I typically don’t care for extracurricular activities like this in MMOs, but right away, I could tell that New World’s fishing mechanic was well thought out by the developers. The controls are simple enough–you press F3 next to any body of water and hold left click to bring up a vertical bar with an icon that rises and falls. Release at the bar’s apex and you’ll cast your line at maximum distance; if your timing is off, you’ll fall short.
Once your line is cast, you’ll see an icon that’ll bobble when a fish approaches. Click at the right time and you’ll snag the fish and initiate the timing-based reeling, in which you hold left-click and release in measured intervals so as not to break the line. All of this feels intuitive and smooth out of the gate, and I’d be lying if I said I didn’t want to spend the rest of my demo time casting my line in different bodies of water.
Depending on what type of water you’re fishing in (fresh or salt), you’ll find different varieties of fish. These vary in rarity, and the rarest fish are hand-placed by the developers in specific “hot spots” across Aeternum, so you’ll have to do some exploring to catch them all. Once caught, fish can be broken down into various items that reflect the rarity of the fish and can be used to craft gear. You also gain XP from fishing.
After a few rounds of fishing, I ventured off into the jungle to see what else Reekwater had to offer. Above all else, I’ll say this—Reekwater is for higher-skilled players. We were told as much prior to our demo time, and the devs weren’t kidding. I died A LOT despite having a buffed-out level 60 character, and the enemies were fearsome to say the least. You’ll have to travel in groups with similarly high-leveled companions to survive, which will be great for players looking for a challenge.
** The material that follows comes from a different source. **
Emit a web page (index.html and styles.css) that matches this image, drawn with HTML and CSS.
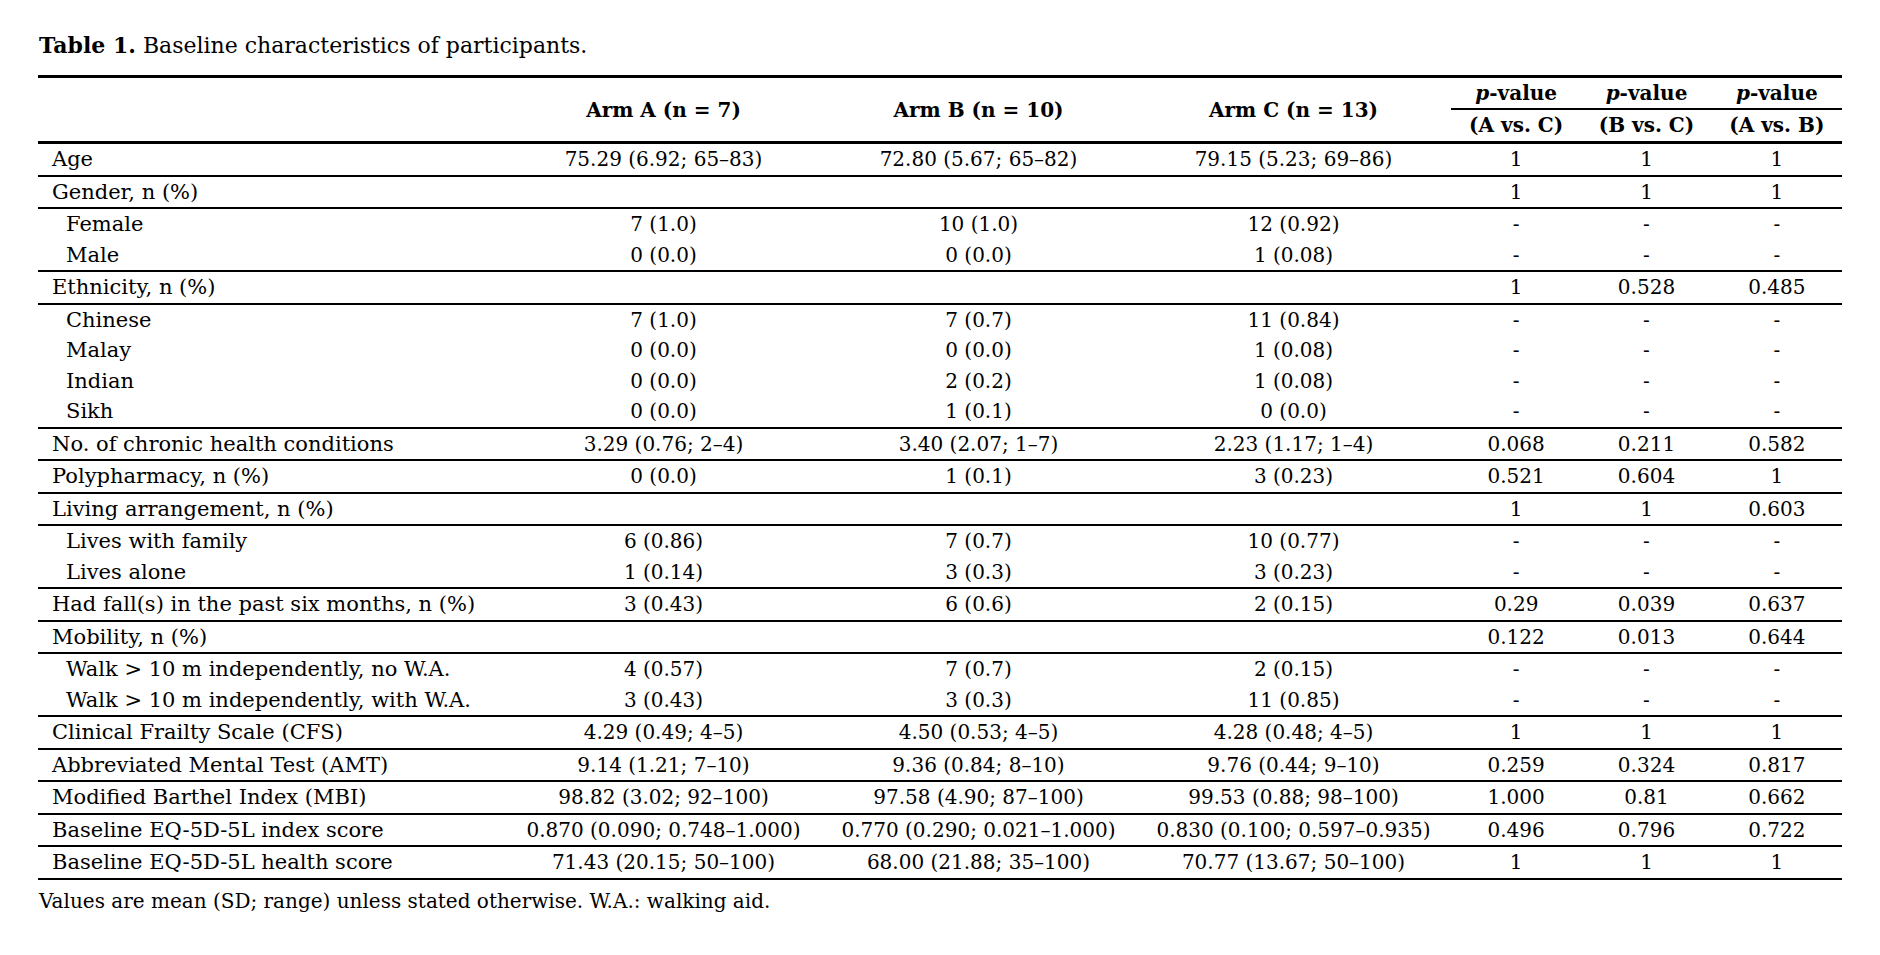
FILE: index.html
```html
<!DOCTYPE html>
<html lang="en">
<head>
<meta charset="utf-8">
<title>Table 1</title>
<link rel="stylesheet" href="styles.css">
</head>
<body>
<div class="page">
  <div class="caption"><b>Table 1.</b> Baseline characteristics of participants.</div>
  <table class="tbl">
    <colgroup>
      <col class="c-label">
      <col class="c-arm">
      <col class="c-arm">
      <col class="c-arm">
      <col class="c-p">
      <col class="c-p">
      <col class="c-p">
    </colgroup>
    <thead>
      <tr class="h1">
        <th rowspan="2"></th>
        <th rowspan="2">Arm A (n = 7)</th>
        <th rowspan="2">Arm B (n = 10)</th>
        <th rowspan="2">Arm C (n = 13)</th>
        <th class="pv"><i>p</i>-value</th>
        <th class="pv"><i>p</i>-value</th>
        <th class="pv"><i>p</i>-value</th>
      </tr>
      <tr class="h2">
        <th>(A vs. C)</th>
        <th>(B vs. C)</th>
        <th>(A vs. B)</th>
      </tr>
    </thead>
    <tbody>
      <tr class="sep"><td>Age</td><td>75.29 (6.92; 65–83)</td><td>72.80 (5.67; 65–82)</td><td>79.15 (5.23; 69–86)</td><td>1</td><td>1</td><td>1</td></tr>
      <tr class="sep"><td>Gender, n (%)</td><td></td><td></td><td></td><td>1</td><td>1</td><td>1</td></tr>
      <tr><td class="sub">Female</td><td>7 (1.0)</td><td>10 (1.0)</td><td>12 (0.92)</td><td>-</td><td>-</td><td>-</td></tr>
      <tr class="sep"><td class="sub">Male</td><td>0 (0.0)</td><td>0 (0.0)</td><td>1 (0.08)</td><td>-</td><td>-</td><td>-</td></tr>
      <tr class="sep"><td>Ethnicity, n (%)</td><td></td><td></td><td></td><td>1</td><td>0.528</td><td>0.485</td></tr>
      <tr><td class="sub">Chinese</td><td>7 (1.0)</td><td>7 (0.7)</td><td>11 (0.84)</td><td>-</td><td>-</td><td>-</td></tr>
      <tr><td class="sub">Malay</td><td>0 (0.0)</td><td>0 (0.0)</td><td>1 (0.08)</td><td>-</td><td>-</td><td>-</td></tr>
      <tr><td class="sub">Indian</td><td>0 (0.0)</td><td>2 (0.2)</td><td>1 (0.08)</td><td>-</td><td>-</td><td>-</td></tr>
      <tr class="sep"><td class="sub">Sikh</td><td>0 (0.0)</td><td>1 (0.1)</td><td>0 (0.0)</td><td>-</td><td>-</td><td>-</td></tr>
      <tr class="sep"><td>No. of chronic health conditions</td><td>3.29 (0.76; 2–4)</td><td>3.40 (2.07; 1–7)</td><td>2.23 (1.17; 1–4)</td><td>0.068</td><td>0.211</td><td>0.582</td></tr>
      <tr class="sep"><td>Polypharmacy, n (%)</td><td>0 (0.0)</td><td>1 (0.1)</td><td>3 (0.23)</td><td>0.521</td><td>0.604</td><td>1</td></tr>
      <tr class="sep"><td>Living arrangement, n (%)</td><td></td><td></td><td></td><td>1</td><td>1</td><td>0.603</td></tr>
      <tr><td class="sub">Lives with family</td><td>6 (0.86)</td><td>7 (0.7)</td><td>10 (0.77)</td><td>-</td><td>-</td><td>-</td></tr>
      <tr class="sep"><td class="sub">Lives alone</td><td>1 (0.14)</td><td>3 (0.3)</td><td>3 (0.23)</td><td>-</td><td>-</td><td>-</td></tr>
      <tr class="sep"><td>Had fall(s) in the past six months, n (%)</td><td>3 (0.43)</td><td>6 (0.6)</td><td>2 (0.15)</td><td>0.29</td><td>0.039</td><td>0.637</td></tr>
      <tr class="sep"><td>Mobility, n (%)</td><td></td><td></td><td></td><td>0.122</td><td>0.013</td><td>0.644</td></tr>
      <tr><td class="sub">Walk &gt; 10 m independently, no W.A.</td><td>4 (0.57)</td><td>7 (0.7)</td><td>2 (0.15)</td><td>-</td><td>-</td><td>-</td></tr>
      <tr class="sep"><td class="sub">Walk &gt; 10 m independently, with W.A.</td><td>3 (0.43)</td><td>3 (0.3)</td><td>11 (0.85)</td><td>-</td><td>-</td><td>-</td></tr>
      <tr class="sep"><td>Clinical Frailty Scale (CFS)</td><td>4.29 (0.49; 4–5)</td><td>4.50 (0.53; 4–5)</td><td>4.28 (0.48; 4–5)</td><td>1</td><td>1</td><td>1</td></tr>
      <tr class="sep"><td>Abbreviated Mental Test (AMT)</td><td>9.14 (1.21; 7–10)</td><td>9.36 (0.84; 8–10)</td><td>9.76 (0.44; 9–10)</td><td>0.259</td><td>0.324</td><td>0.817</td></tr>
      <tr class="sep"><td>Modified Barthel Index (MBI)</td><td>98.82 (3.02; 92–100)</td><td>97.58 (4.90; 87–100)</td><td>99.53 (0.88; 98–100)</td><td>1.000</td><td>0.81</td><td>0.662</td></tr>
      <tr class="sep"><td>Baseline EQ-5D-5L index score</td><td>0.870 (0.090; 0.748–1.000)</td><td>0.770 (0.290; 0.021–1.000)</td><td>0.830 (0.100; 0.597–0.935)</td><td>0.496</td><td>0.796</td><td>0.722</td></tr>
      <tr class="last"><td>Baseline EQ-5D-5L health score</td><td>71.43 (20.15; 50–100)</td><td>68.00 (21.88; 35–100)</td><td>70.77 (13.67; 50–100)</td><td>1</td><td>1</td><td>1</td></tr>
    </tbody>
  </table>
  <div class="note">Values are mean (SD; range) unless stated otherwise. W.A.: walking aid.</div>
</div>
</body>
</html>
```
FILE: styles.css
```css
html, body {
  margin: 0;
  padding: 0;
  background: #ffffff;
}

body {
  font-family: "DejaVu Serif", "Liberation Serif", serif;
  color: #000;
}

.page {
  padding: 29px 0 0 38px;
}

.caption {
  font-size: 22px;
  line-height: 32px;
  padding-left: 1px;
  margin-bottom: 13px;
}

.caption b {
  font-weight: bold;
}

.tbl {
  border-collapse: collapse;
  table-layout: fixed;
  width: 1804px;
  font-size: 20px;
  border-top: 3px solid #000;
  border-bottom: 2.5px solid #000;
}

.c-label { width: 468px; }
.c-arm { width: 315px; }
.c-p { width: 130.33px; }

.tbl th {
  font-weight: bold;
  text-align: center;
  padding: 0;
  vertical-align: middle;
  white-space: nowrap;
}

.tbl thead .h1 th {
  height: 30px;
  line-height: 30px;
}

.tbl thead .h1 th.pv {
  border-bottom: 2px solid #000;
}

.tbl thead .h2 th {
  height: 31px;
  line-height: 31px;
}

.tbl thead {
  border-bottom: 3px solid #000;
}

.tbl td {
  padding: 0;
  height: 30.5px;
  line-height: 30.5px;
  text-align: center;
  white-space: nowrap;
}

.tbl td:first-child {
  text-align: left;
  padding-left: 14px;
  font-size: 21px;
}

.tbl td.sub {
  padding-left: 28px;
}

.tbl tr.sep {
  border-bottom: 2px solid #000;
}

.note {
  font-size: 20px;
  line-height: 30px;
  padding-left: 1px;
  margin-top: 6px;
}
```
While getting killed mercilessly by Reekwater’s menagerie of enemies was a drag, I did appreciate just how cool the creature designs were. At one point, I stumbled on a moldy temple ruled by amphibious warrior creatures called makogai, who swiftly descended on me and tore me to shreds. They were led by a spell-casting elder-frog-thing and it was cool that the enemies were presented not just as a random group of grunts, but as an organized clan defending their home from me, a spear-wielding invader. Little touches like this go a long way in MMOs.
The most distinctive thing about Reekwater visually is the sheer variety and amount of foliage on display. When I spawned into the area all I saw was green in every direction, and the designers did a great job of making the zone feel just barely touched by humanity, with nature clearly the dominant force. There are wrecked ships scattered about, a developing central settlement with quest givers, and plenty of explorers sloshing about the swamps, but the area feels wild and lush nonetheless. The environments look impressive when compared to other games with similar areas, which often feel too sparse, open, and flat. Reekwater feels overgrown and full of life, and it invites exploration.
New World seems to have a lot to offer both in its content and world design, though I’m still curious to see how it’ll all come together when the game launches in 2021. The massive 50v50 PVP battles will likely be the main appeal for new players, but the stronger Amazon Games can make its side content, like fishing, the better chance the game will be able to sustain a large following.